Noah’s plan was to establish “Ararat” as a merely temporary city of refuge for the Jews, until in the fulness of time a Palestinian restoration could be effected. The failure of this project of a “temporary asylum” did not weaken his belief in the ultimate redemption of the Jews and their return to the Holy Land. Nearly twenty years after the unsuccessful attempt to concentrate the Jews on Grand Island, Noah delivered the greatest oration of his life, “A Discourse on the Restoration of the Jews,” which was soon afterwards published in book form (New York, 1844), in which he urged the return to Palestine as the only solution of the Jewish question, which had become acute in Europe in the troublesome times preceding the upheavals of 1848.

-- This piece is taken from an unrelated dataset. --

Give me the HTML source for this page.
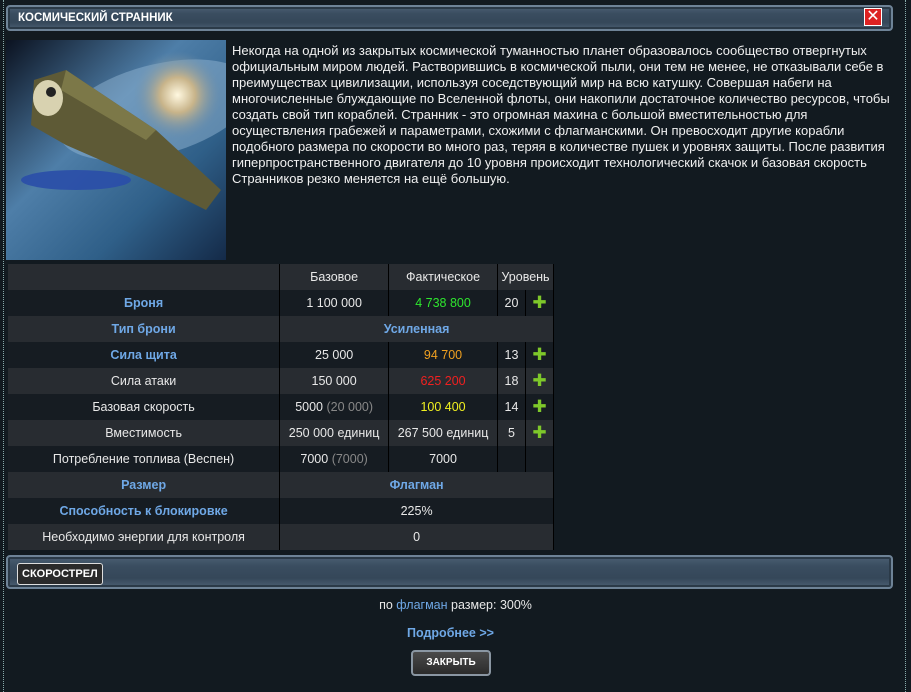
<!DOCTYPE html>
<html><head><meta charset="utf-8">
<style>
*{margin:0;padding:0;box-sizing:border-box}
body{width:911px;height:692px;background:#0f151a;font-family:"Liberation Sans","DejaVu Sans",sans-serif;color:#e8e8e8;font-size:12px;position:relative;overflow:hidden}
.win{position:absolute;left:0;top:0;width:911px;height:692px;background:#121a20}
.bl{position:absolute;top:0;width:1px;height:692px;border-left:1px dotted #8aa}
.bar{position:absolute;left:6px;width:887px;background:linear-gradient(#4a5e72,#3a4d60 30%,#354759 70%,#4a5e72);border:2px solid #6e8397;border-radius:4px;box-shadow:inset 0 0 0 2px #2b3a48}
.title{top:5px;height:26px;color:#fff;font-weight:bold;font-size:11.5px;line-height:22px;padding-left:10px}
.close{position:absolute;left:864px;top:8px;width:18px;height:18px;background:#d22;border:1px solid #fff;color:#fff;font-weight:bold;font-size:16px;line-height:16px;text-align:center}
.img{position:absolute;left:6px;top:40px;width:220px;height:220px}
.desc{position:absolute;left:232px;top:43px;line-height:16px;font-size:13px;white-space:nowrap;color:#f0f0f0;letter-spacing:0}
table{position:absolute;left:8px;top:264px;border-collapse:collapse;width:546px}
td{height:26px;text-align:center;font-size:12.5px;padding:0;border-right:1px solid #000}
tr.l td{background:#282c31}
tr.d td{background:#161c22}
.b{color:#6fa8e6;font-weight:bold}
.plus{color:#7ec82a;font-weight:bold;font-size:17px}
.g{color:#888}
.rf{top:555px;height:34px}
.tab{position:absolute;left:9px;top:6px;height:22px;padding:0 4px;background:#2a2a2a;border:1px solid #ddd;border-radius:3px;color:#fff;font-weight:bold;font-size:11px;line-height:20px}
.c{position:absolute;left:0;width:902px;text-align:center;font-size:12.5px}
.btn{position:absolute;left:411px;top:650px;width:80px;height:26px;background:linear-gradient(#4a4a4a,#2b2b2b);border:2px solid #8a96a2;border-radius:4px;color:#fff;font-weight:bold;font-size:10px;line-height:22px;text-align:center}
</style></head><body>
<div class="win">
<div class="bl" style="left:3px"></div><div class="bl" style="left:905px"></div>
<div class="bar title">КОСМИЧЕСКИЙ СТРАННИК</div>
<div class="close">✕</div>
<svg class="img" viewBox="0 0 220 220">
<defs><radialGradient id="ga" cx="0.78" cy="0.25" r="0.2"><stop offset="0" stop-color="#fff8e0"/><stop offset="0.4" stop-color="#c8b48a"/><stop offset="1" stop-color="#6f8fa8" stop-opacity="0"/></radialGradient>
<linearGradient id="bg" x1="0" y1="0" x2="1" y2="1"><stop offset="0" stop-color="#0b1220"/><stop offset="0.4" stop-color="#4e7ea8"/><stop offset="0.7" stop-color="#2f5f88"/><stop offset="1" stop-color="#142a48"/></linearGradient></defs>
<rect width="220" height="220" fill="url(#bg)"/>
<ellipse cx="150" cy="70" rx="100" ry="45" fill="#8fb4d2" opacity=".5" transform="rotate(-15 150 70)"/>
<rect width="220" height="220" fill="url(#ga)"/>
<ellipse cx="70" cy="140" rx="55" ry="10" fill="#2a4ea8" opacity=".9"/>
<path d="M28 40 L60 30 L150 90 L215 150 L200 170 L140 140 L60 105 L25 85 Z" fill="#5e5a36"/>
<path d="M60 30 L150 90 L140 100 L55 50 Z" fill="#7c7848"/>
<ellipse cx="42" cy="58" rx="15" ry="18" fill="#d8d2b0"/>
<circle cx="45" cy="52" r="5" fill="#222"/>
</svg>
<div class="desc">Некогда на одной из закрытых космической туманностью планет образовалось сообщество отвергнутых<br>официальным миром людей. Растворившись в космической пыли, они тем не менее, не отказывали себе в<br>преимуществах цивилизации, используя соседствующий мир на всю катушку. Совершая набеги на<br>многочисленные блуждающие по Вселенной флоты, они накопили достаточное количество ресурсов, чтобы<br>создать свой тип кораблей. Странник - это огромная махина с большой вместительностью для<br>осуществления грабежей и параметрами, схожими с флагманскими. Он превосходит другие корабли<br>подобного размера по скорости во много раз, теряя в количестве пушек и уровнях защиты. После развития<br>гиперпространственного двигателя до 10 уровня происходит технологический скачок и базовая скорость<br>Странников резко меняется на ещё большую.</div>
<table>
<colgroup><col style="width:272px"><col style="width:109px"><col style="width:109px"><col style="width:28px"><col style="width:28px"></colgroup>
<tr class="l"><td></td><td>Базовое</td><td>Фактическое</td><td colspan="2">Уровень</td></tr>
<tr class="d"><td class="b">Броня</td><td>1 100 000</td><td style="color:#2ee62e">4 738 800</td><td>20</td><td class="plus">✚</td></tr>
<tr class="l"><td class="b">Тип брони</td><td colspan="4" class="b">Усиленная</td></tr>
<tr class="d"><td class="b">Сила щита</td><td>25 000</td><td style="color:#f0a020">94 700</td><td>13</td><td class="plus">✚</td></tr>
<tr class="l"><td>Сила атаки</td><td>150 000</td><td style="color:#f02020">625 200</td><td>18</td><td class="plus">✚</td></tr>
<tr class="d"><td>Базовая скорость</td><td>5000 <span class="g">(20 000)</span></td><td style="color:#f0f020">100 400</td><td>14</td><td class="plus">✚</td></tr>
<tr class="l"><td>Вместимость</td><td>250 000 единиц</td><td>267 500 единиц</td><td>5</td><td class="plus">✚</td></tr>
<tr class="d"><td>Потребление топлива (Веспен)</td><td>7000 <span class="g">(7000)</span></td><td>7000</td><td></td><td></td></tr>
<tr class="l"><td class="b">Размер</td><td colspan="4" class="b">Флагман</td></tr>
<tr class="d"><td class="b">Способность к блокировке</td><td colspan="4">225%</td></tr>
<tr class="l"><td>Необходимо энергии для контроля</td><td colspan="4">0</td></tr>
</table>
<div class="bar rf"><div class="tab">СКОРОСТРЕЛ</div></div>
<div class="c" style="top:598px;width:911px">по <span style="color:#6fa8e6">флагман</span> размер: 300%</div>
<div class="c b" style="top:626px;width:901px">Подробнее &gt;&gt;</div>
<div class="btn">ЗАКРЫТЬ</div>
</div>
</body></html>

Noah resigned the office of Surveyor of the Port of New York in 1833, after having held it about four years. After eight years of intense journalistic and political activity, he was, in 1841, appointed by Governor Seward an Associate Judge of the New York Court of Sessions. He had no sooner commenced to discharge his judicial duties than James Gordon Bennett, in the “New York Herald,” began to assail and ridicule him. Noah himself made no complaint, but others took up the defence of the court’s dignity and Bennett was indicted for libel. Noah himself was not anxious to have the case prosecuted, asserting that the attack on him was the result of an old editorial quarrel, in which he had been to a considerable degree the aggressor. Bennett came off with a small pecuniary fine. Noah shortly afterwards resigned from the bench, to avoid sitting upon the trial for forgery of a certain member of Congress whom he had known from boyhood.

He took an active part in Jewish communal affairs of New York City, and was in 1842 elected president of the Hebrew Benevolent Society. He was also president of the Jewish Charity Organization of New York, and remained at its head when it was merged into a B’nai B’rith lodge. Among his works of Jewish interest deserves also to be mentioned a translation of the “Book of Jashar,” which he published in 1840.